▶ **Given instruction**:
Copy the lines below as they are; omit the images they contain.

▶ **Material provided**:
● ● ● ●
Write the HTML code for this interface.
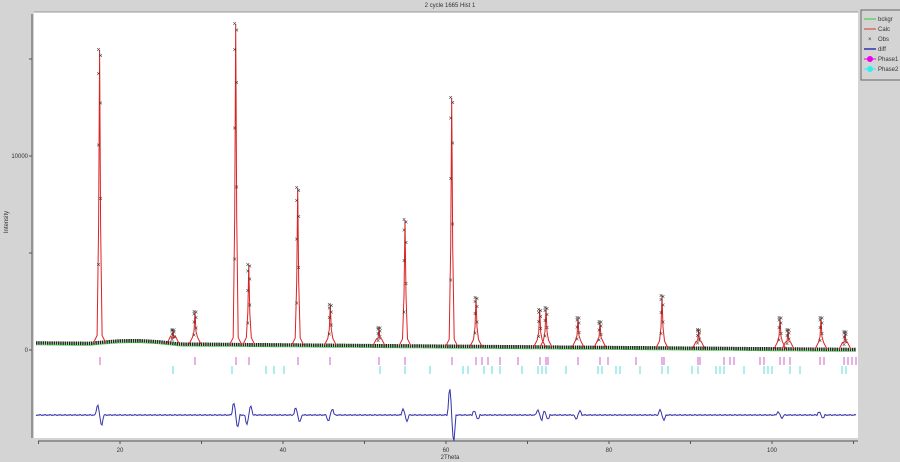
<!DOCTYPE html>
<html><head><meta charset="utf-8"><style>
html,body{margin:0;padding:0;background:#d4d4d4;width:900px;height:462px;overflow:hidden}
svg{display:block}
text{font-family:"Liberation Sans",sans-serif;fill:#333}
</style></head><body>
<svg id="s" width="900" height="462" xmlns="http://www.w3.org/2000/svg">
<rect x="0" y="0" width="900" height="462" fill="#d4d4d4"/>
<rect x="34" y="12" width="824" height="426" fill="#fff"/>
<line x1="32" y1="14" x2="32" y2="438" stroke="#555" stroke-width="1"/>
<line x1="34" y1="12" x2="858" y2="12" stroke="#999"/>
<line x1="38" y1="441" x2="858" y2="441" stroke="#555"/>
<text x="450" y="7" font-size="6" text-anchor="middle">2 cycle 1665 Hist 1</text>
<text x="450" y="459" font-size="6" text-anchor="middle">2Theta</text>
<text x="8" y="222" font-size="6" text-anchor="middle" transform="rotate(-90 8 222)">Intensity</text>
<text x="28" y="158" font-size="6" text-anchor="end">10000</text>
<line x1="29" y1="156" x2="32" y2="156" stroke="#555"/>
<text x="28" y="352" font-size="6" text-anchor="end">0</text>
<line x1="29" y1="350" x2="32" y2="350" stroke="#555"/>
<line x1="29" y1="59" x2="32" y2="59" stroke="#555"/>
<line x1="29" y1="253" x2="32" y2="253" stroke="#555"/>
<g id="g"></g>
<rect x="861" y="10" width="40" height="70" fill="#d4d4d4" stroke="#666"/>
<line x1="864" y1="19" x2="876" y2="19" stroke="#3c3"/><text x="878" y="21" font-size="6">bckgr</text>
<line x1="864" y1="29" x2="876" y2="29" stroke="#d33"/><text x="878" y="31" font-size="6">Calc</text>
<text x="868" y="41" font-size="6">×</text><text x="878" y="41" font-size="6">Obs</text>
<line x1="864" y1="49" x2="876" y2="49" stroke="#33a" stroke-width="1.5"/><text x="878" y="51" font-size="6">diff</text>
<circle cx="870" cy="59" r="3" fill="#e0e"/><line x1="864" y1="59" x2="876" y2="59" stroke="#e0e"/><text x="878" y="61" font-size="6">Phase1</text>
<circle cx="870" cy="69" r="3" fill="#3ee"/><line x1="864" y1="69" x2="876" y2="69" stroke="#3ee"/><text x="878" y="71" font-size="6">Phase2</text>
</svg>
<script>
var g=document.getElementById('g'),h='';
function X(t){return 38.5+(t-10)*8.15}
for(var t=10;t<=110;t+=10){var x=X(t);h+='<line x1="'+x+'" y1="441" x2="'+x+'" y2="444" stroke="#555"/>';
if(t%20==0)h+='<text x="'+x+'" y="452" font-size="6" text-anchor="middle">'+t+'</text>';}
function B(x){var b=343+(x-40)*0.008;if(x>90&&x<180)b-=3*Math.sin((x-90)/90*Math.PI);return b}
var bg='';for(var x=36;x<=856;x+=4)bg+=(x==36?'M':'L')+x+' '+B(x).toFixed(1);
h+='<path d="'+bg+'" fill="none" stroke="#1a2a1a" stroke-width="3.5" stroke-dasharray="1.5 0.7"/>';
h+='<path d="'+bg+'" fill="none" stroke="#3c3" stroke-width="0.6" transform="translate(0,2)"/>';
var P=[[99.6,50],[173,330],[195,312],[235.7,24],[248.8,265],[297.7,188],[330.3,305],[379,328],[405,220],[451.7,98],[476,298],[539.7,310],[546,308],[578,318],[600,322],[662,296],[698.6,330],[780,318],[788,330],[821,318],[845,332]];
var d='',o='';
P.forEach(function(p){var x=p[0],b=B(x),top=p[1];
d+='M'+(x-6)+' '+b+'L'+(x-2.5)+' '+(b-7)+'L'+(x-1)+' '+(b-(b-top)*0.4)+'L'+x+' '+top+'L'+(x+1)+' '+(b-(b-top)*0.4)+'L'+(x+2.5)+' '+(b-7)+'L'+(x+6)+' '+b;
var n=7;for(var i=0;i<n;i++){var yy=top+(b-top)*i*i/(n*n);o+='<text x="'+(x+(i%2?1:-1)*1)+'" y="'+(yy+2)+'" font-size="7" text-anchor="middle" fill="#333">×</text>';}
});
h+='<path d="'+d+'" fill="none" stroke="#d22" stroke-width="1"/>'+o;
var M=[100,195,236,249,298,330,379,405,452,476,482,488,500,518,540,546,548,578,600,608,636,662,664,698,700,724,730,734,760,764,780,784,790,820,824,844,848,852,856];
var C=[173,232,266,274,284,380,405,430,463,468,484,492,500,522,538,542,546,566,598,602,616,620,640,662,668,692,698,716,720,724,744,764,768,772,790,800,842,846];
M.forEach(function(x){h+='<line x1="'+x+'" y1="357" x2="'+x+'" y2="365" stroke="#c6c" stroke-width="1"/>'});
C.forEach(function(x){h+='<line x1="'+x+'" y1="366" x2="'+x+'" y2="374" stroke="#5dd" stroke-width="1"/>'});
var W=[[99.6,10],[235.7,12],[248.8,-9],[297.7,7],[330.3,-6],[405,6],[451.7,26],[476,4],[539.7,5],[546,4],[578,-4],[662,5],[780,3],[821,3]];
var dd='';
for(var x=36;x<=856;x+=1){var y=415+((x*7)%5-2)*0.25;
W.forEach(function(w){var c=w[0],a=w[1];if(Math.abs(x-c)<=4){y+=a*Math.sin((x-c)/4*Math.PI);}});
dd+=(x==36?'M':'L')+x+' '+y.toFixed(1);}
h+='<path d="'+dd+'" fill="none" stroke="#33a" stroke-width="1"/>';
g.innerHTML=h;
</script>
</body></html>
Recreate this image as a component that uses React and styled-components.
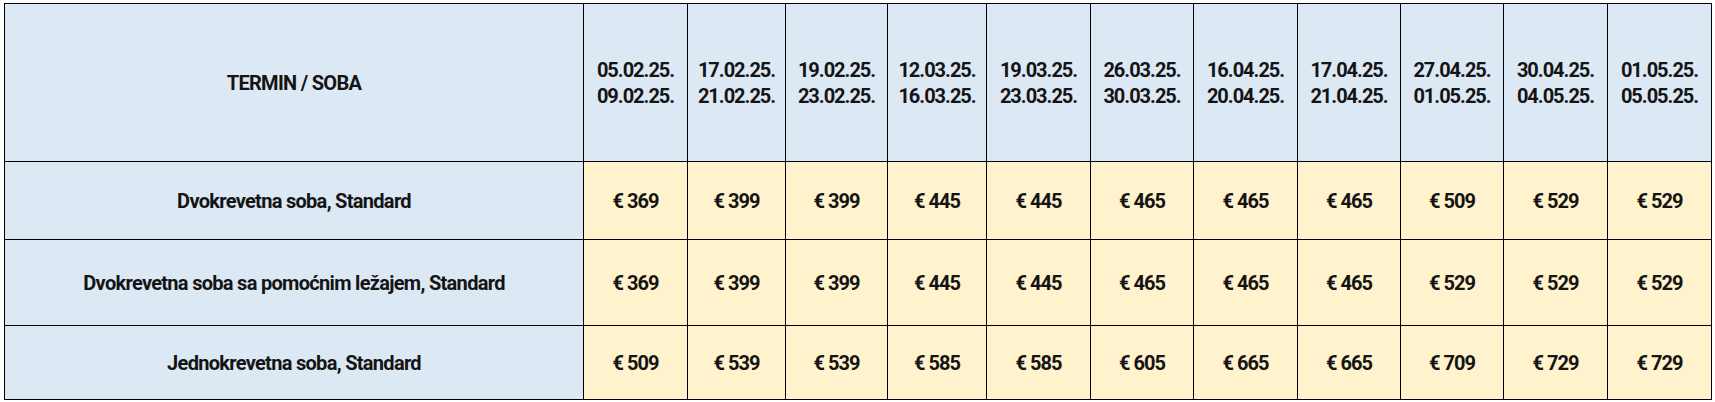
● ● ● ●
▶ **Full answer**:
Write the HTML code for this interface.
<!DOCTYPE html>
<html><head><meta charset="utf-8"><style>
html,body{margin:0;padding:0;background:#d4d4d4;width:900px;height:462px;overflow:hidden}
svg{display:block}
text{font-family:"Liberation Sans",sans-serif;fill:#333}
</style></head><body>
<svg id="s" width="900" height="462" xmlns="http://www.w3.org/2000/svg">
<rect x="0" y="0" width="900" height="462" fill="#d4d4d4"/>
<rect x="34" y="12" width="824" height="426" fill="#fff"/>
<line x1="32" y1="14" x2="32" y2="438" stroke="#555" stroke-width="1"/>
<line x1="34" y1="12" x2="858" y2="12" stroke="#999"/>
<line x1="38" y1="441" x2="858" y2="441" stroke="#555"/>
<text x="450" y="7" font-size="6" text-anchor="middle">2 cycle 1665 Hist 1</text>
<text x="450" y="459" font-size="6" text-anchor="middle">2Theta</text>
<text x="8" y="222" font-size="6" text-anchor="middle" transform="rotate(-90 8 222)">Intensity</text>
<text x="28" y="158" font-size="6" text-anchor="end">10000</text>
<line x1="29" y1="156" x2="32" y2="156" stroke="#555"/>
<text x="28" y="352" font-size="6" text-anchor="end">0</text>
<line x1="29" y1="350" x2="32" y2="350" stroke="#555"/>
<line x1="29" y1="59" x2="32" y2="59" stroke="#555"/>
<line x1="29" y1="253" x2="32" y2="253" stroke="#555"/>
<g id="g"></g>
<rect x="861" y="10" width="40" height="70" fill="#d4d4d4" stroke="#666"/>
<line x1="864" y1="19" x2="876" y2="19" stroke="#3c3"/><text x="878" y="21" font-size="6">bckgr</text>
<line x1="864" y1="29" x2="876" y2="29" stroke="#d33"/><text x="878" y="31" font-size="6">Calc</text>
<text x="868" y="41" font-size="6">×</text><text x="878" y="41" font-size="6">Obs</text>
<line x1="864" y1="49" x2="876" y2="49" stroke="#33a" stroke-width="1.5"/><text x="878" y="51" font-size="6">diff</text>
<circle cx="870" cy="59" r="3" fill="#e0e"/><line x1="864" y1="59" x2="876" y2="59" stroke="#e0e"/><text x="878" y="61" font-size="6">Phase1</text>
<circle cx="870" cy="69" r="3" fill="#3ee"/><line x1="864" y1="69" x2="876" y2="69" stroke="#3ee"/><text x="878" y="71" font-size="6">Phase2</text>
</svg>
<script>
var g=document.getElementById('g'),h='';
function X(t){return 38.5+(t-10)*8.15}
for(var t=10;t<=110;t+=10){var x=X(t);h+='<line x1="'+x+'" y1="441" x2="'+x+'" y2="444" stroke="#555"/>';
if(t%20==0)h+='<text x="'+x+'" y="452" font-size="6" text-anchor="middle">'+t+'</text>';}
function B(x){var b=343+(x-40)*0.008;if(x>90&&x<180)b-=3*Math.sin((x-90)/90*Math.PI);return b}
var bg='';for(var x=36;x<=856;x+=4)bg+=(x==36?'M':'L')+x+' '+B(x).toFixed(1);
h+='<path d="'+bg+'" fill="none" stroke="#1a2a1a" stroke-width="3.5" stroke-dasharray="1.5 0.7"/>';
h+='<path d="'+bg+'" fill="none" stroke="#3c3" stroke-width="0.6" transform="translate(0,2)"/>';
var P=[[99.6,50],[173,330],[195,312],[235.7,24],[248.8,265],[297.7,188],[330.3,305],[379,328],[405,220],[451.7,98],[476,298],[539.7,310],[546,308],[578,318],[600,322],[662,296],[698.6,330],[780,318],[788,330],[821,318],[845,332]];
var d='',o='';
P.forEach(function(p){var x=p[0],b=B(x),top=p[1];
d+='M'+(x-6)+' '+b+'L'+(x-2.5)+' '+(b-7)+'L'+(x-1)+' '+(b-(b-top)*0.4)+'L'+x+' '+top+'L'+(x+1)+' '+(b-(b-top)*0.4)+'L'+(x+2.5)+' '+(b-7)+'L'+(x+6)+' '+b;
var n=7;for(var i=0;i<n;i++){var yy=top+(b-top)*i*i/(n*n);o+='<text x="'+(x+(i%2?1:-1)*1)+'" y="'+(yy+2)+'" font-size="7" text-anchor="middle" fill="#333">×</text>';}
});
h+='<path d="'+d+'" fill="none" stroke="#d22" stroke-width="1"/>'+o;
var M=[100,195,236,249,298,330,379,405,452,476,482,488,500,518,540,546,548,578,600,608,636,662,664,698,700,724,730,734,760,764,780,784,790,820,824,844,848,852,856];
var C=[173,232,266,274,284,380,405,430,463,468,484,492,500,522,538,542,546,566,598,602,616,620,640,662,668,692,698,716,720,724,744,764,768,772,790,800,842,846];
M.forEach(function(x){h+='<line x1="'+x+'" y1="357" x2="'+x+'" y2="365" stroke="#c6c" stroke-width="1"/>'});
C.forEach(function(x){h+='<line x1="'+x+'" y1="366" x2="'+x+'" y2="374" stroke="#5dd" stroke-width="1"/>'});
var W=[[99.6,10],[235.7,12],[248.8,-9],[297.7,7],[330.3,-6],[405,6],[451.7,26],[476,4],[539.7,5],[546,4],[578,-4],[662,5],[780,3],[821,3]];
var dd='';
for(var x=36;x<=856;x+=1){var y=415+((x*7)%5-2)*0.25;
W.forEach(function(w){var c=w[0],a=w[1];if(Math.abs(x-c)<=4){y+=a*Math.sin((x-c)/4*Math.PI);}});
dd+=(x==36?'M':'L')+x+' '+y.toFixed(1);}
h+='<path d="'+dd+'" fill="none" stroke="#33a" stroke-width="1"/>';
g.innerHTML=h;
</script>
</body></html>
Recreate this image as a component that uses React and styled-components.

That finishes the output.